We’re delighted to welcome Byron Rushing as our guest preacher.
Barbara Clementine Harris was born in Philadelphia, Pennsylvania, on June 12, 1930. She was active in the civil rights struggles of the 1960s and continued as a powerful advocate for the civil enfranchisement of all people in the United States. Ordained as a priest in 1980, her ministry was in both the parish and the public square. She continued to address issues of civil injustice while also offering a prophetic critique of the Episcopal Church for its homophobia, racism, and sexism.
Although General Convention included the provision for electing and consecrating women to be bishops in 1976, no woman became a bishop until Barbara Harris was elected as bishop suffragan for the Diocese of Massachusetts on September 24, 1988. Her election and subsequent consecration were not without controversy, including threats on her life by those opposed to the inclusion of women in the House of Bishops. Despite these threats, she was consecrated bishop on February 11, 1989.

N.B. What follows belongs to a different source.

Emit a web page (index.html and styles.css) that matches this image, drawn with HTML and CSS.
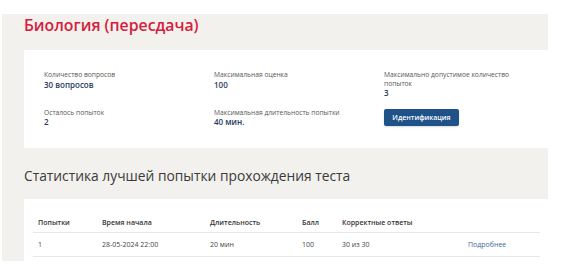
FILE: index.html
```html
<!DOCTYPE html>
<html lang="ru">
<head>
  <meta charset="UTF-8" />
  <meta name="viewport" content="width=device-width, initial-scale=1.0" />
  <title>Биология (пересдача)</title>
  <link rel="stylesheet" href="styles.css">
</head>
<body>
  <div class="page">
    <h1 class="title">Биология (пересдача)</h1>

    <div class="card info">
      <div class="info-grid">
        <div class="item">
          <div class="label">Количество вопросов</div>
          <div class="value">30 вопросов</div>
        </div>
        <div class="item">
          <div class="label">Максимальная оценка</div>
          <div class="value">100</div>
        </div>
        <div class="item">
          <div class="label">Максимально допустимое количество попыток</div>
          <div class="value">3</div>
        </div>
        <div class="item">
          <div class="label">Осталось попыток</div>
          <div class="value">2</div>
        </div>
        <div class="item">
          <div class="label">Максимальная длительность попытки</div>
          <div class="value">40 мин.</div>
        </div>
        <div class="item">
          <button class="btn">Идентификация</button>
        </div>
      </div>
    </div>

    <h2 class="section-title">Статистика лучшей попытки прохождения теста</h2>

    <div class="card stats">
      <table>
        <thead>
          <tr>
            <th class="c-try">Попытки</th>
            <th class="c-start">Время начала</th>
            <th class="c-dur">Длительность</th>
            <th class="c-score">Балл</th>
            <th class="c-correct">Корректные ответы</th>
            <th></th>
          </tr>
        </thead>
        <tbody>
          <tr>
            <td>1</td>
            <td>28-05-2024 22:00</td>
            <td>20 мин</td>
            <td>100</td>
            <td>30 из 30</td>
            <td><a href="#">Подробнее</a></td>
          </tr>
        </tbody>
      </table>
    </div>
  </div>
</body>
</html>
```

FILE: styles.css
```css
:root {
  --grey: #f2f1ee;
  --red: #d2203d;
  --navy: #1f3a60;
  --blue: #1e5288;
  --link: #3c6996;
  --line: #e8e8e8;
  --font: 'Open Sans', 'Noto Sans', sans-serif;
}
* {
  margin: 0;
  padding: 0;
  box-sizing: border-box;
}
body {
  font-family: var(--font);
  background: #fff;
  color: #444;
}
.page {
  margin: 14px 14px 0 2px;
  padding: 0 0 0 22px;
  background: var(--grey);
}
.title {
  font-size: 15.8px;
  font-weight: 600;
  color: var(--red);
  line-height: 20px;
  padding: 1px 0 15px;
}
.card {
  background: #fff;
}
.info {
  padding: 21px 20px 21px;
}
.info-grid {
  display: grid;
  grid-template-columns: 140px 140px 140px;
  column-gap: 30px;
  row-gap: 11px;
}
.label {
  font-size: 6.7px;
  line-height: 8.5px;
  color: #555;
}
.value {
  font-size: 8px;
  line-height: 9.5px;
  font-weight: 600;
  color: var(--navy);
}
.btn {
  display: block;
  font-family: var(--font);
  font-size: 7px;
  font-weight: 600;
  color: #fff;
  background: var(--blue);
  border: none;
  border-radius: 2px;
  height: 17px;
  width: 75px;
  box-shadow: 0 1px 2px rgba(0,0,0,0.15);
}
.section-title {
  font-size: 13.8px;
  font-weight: 400;
  color: #3a3a3a;
  line-height: 20px;
  padding: 18px 0 13px;
}
.stats {
  padding: 14px 8px 4px 9px;
}
table {
  width: 507px;
  border-collapse: collapse;
  font-size: 7px;
}
th, td {
  text-align: left;
  padding: 0 0 0 5px;
  border-bottom: 1px solid var(--line);
}
th {
  height: 20px;
  font-weight: 600;
  color: #333;
}
td {
  height: 24px;
  color: #444;
}
.c-try { width: 64px; }
.c-start { width: 108px; }
.c-dur { width: 92px; }
.c-score { width: 40px; }
.c-correct { width: 126px; }
td a {
  color: var(--link);
  text-decoration: none;
}
```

She said of her work as a bishop, “I certainly don’t want to be one of the boys. I want to offer my peculiar gifts as a black woman . . . a sensitivity and an awareness that comes out of more than a passing acquaintance with oppression.”
Bishop Harris served the people of the Diocese of Massachusetts as suffragan bishop for thirteen years, until her retirement in 2002. After her retirement, she served from 2003 to 2007 as an assisting bishop in the Diocese of Washington, D.C. and she continued to be in demand worldwide as a preacher until the end of her life. The first woman ordained as a bishop in the Episcopal Church and the worldwide Anglican Communion, Barbara Harris has been joined by more than fifty women in the episcopate. She died on March 13, 2020.